-- Start of Input records --

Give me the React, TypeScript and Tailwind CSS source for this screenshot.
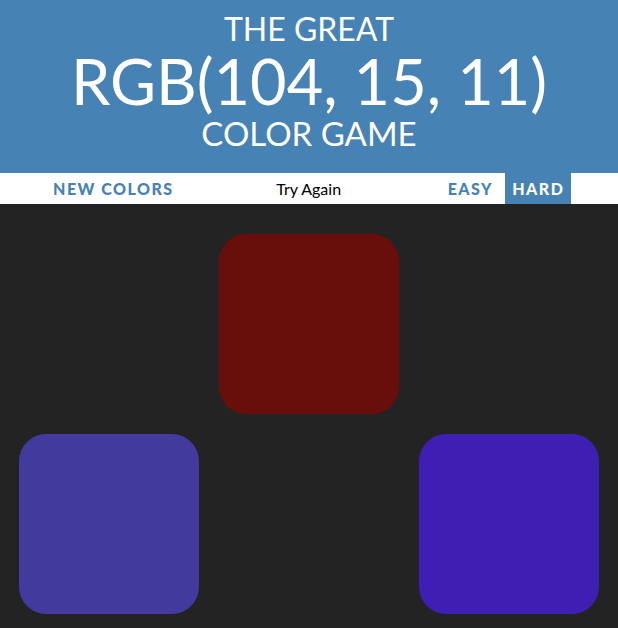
const squares = ['#232323', '#690f0b', '#232323', '#433a9e', '#232323', '#3f1fb3'];

function Header() {
  return (
    <h1 className="bg-[#4682b4] text-white text-center uppercase font-normal h-[173px] flex flex-col items-center pt-[10px]">
      <span className="block text-[32px] leading-[38px]">The Great</span>
      <span className="block text-[63px] leading-[66px]">RGB(104, 15, 11)</span>
      <span className="block text-[33px] leading-[39px]">Color Game</span>
    </h1>
  );
}

function Stripe() {
  return (
    <div className="bg-white h-[31px] flex items-stretch text-[16px] whitespace-nowrap">
      <button className="ml-[46px] px-[7px] uppercase font-black tracking-[1.5px] text-[#4682b4]">New Colors</button>
      <span className="ml-[66px] w-[124px] flex items-center justify-center text-black text-[16px]">Try Again</span>
      <button className="ml-[70px] px-[7px] uppercase font-black tracking-[1.5px] text-[#4682b4]">Easy</button>
      <button className="ml-[5px] px-[7px] uppercase font-black tracking-[1.5px] text-white bg-[#4682b4]">Hard</button>
    </div>
  );
}

export default function App() {
  return (
    <div className="min-h-[628px] bg-[#232323] font-['Lato',sans-serif]">
      <Header />
      <Stripe />
      <div className="w-[600px] mx-auto mt-5 p-[10px] grid grid-cols-3 gap-5">
        {squares.map((c, i) => (
          <div key={i} className="w-[180px] h-[180px] rounded-[27px]" style={{ backgroundColor: c }} />
        ))}
      </div>
    </div>
  );
}
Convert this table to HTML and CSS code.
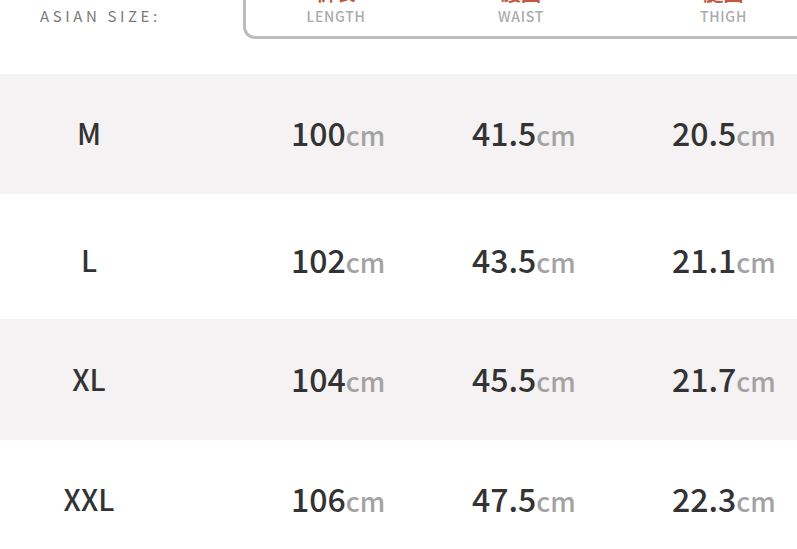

-- End of Input records --

Work to be completed:
Only the number is needed: state how many lines in the listing contain "this".

Written reply:
2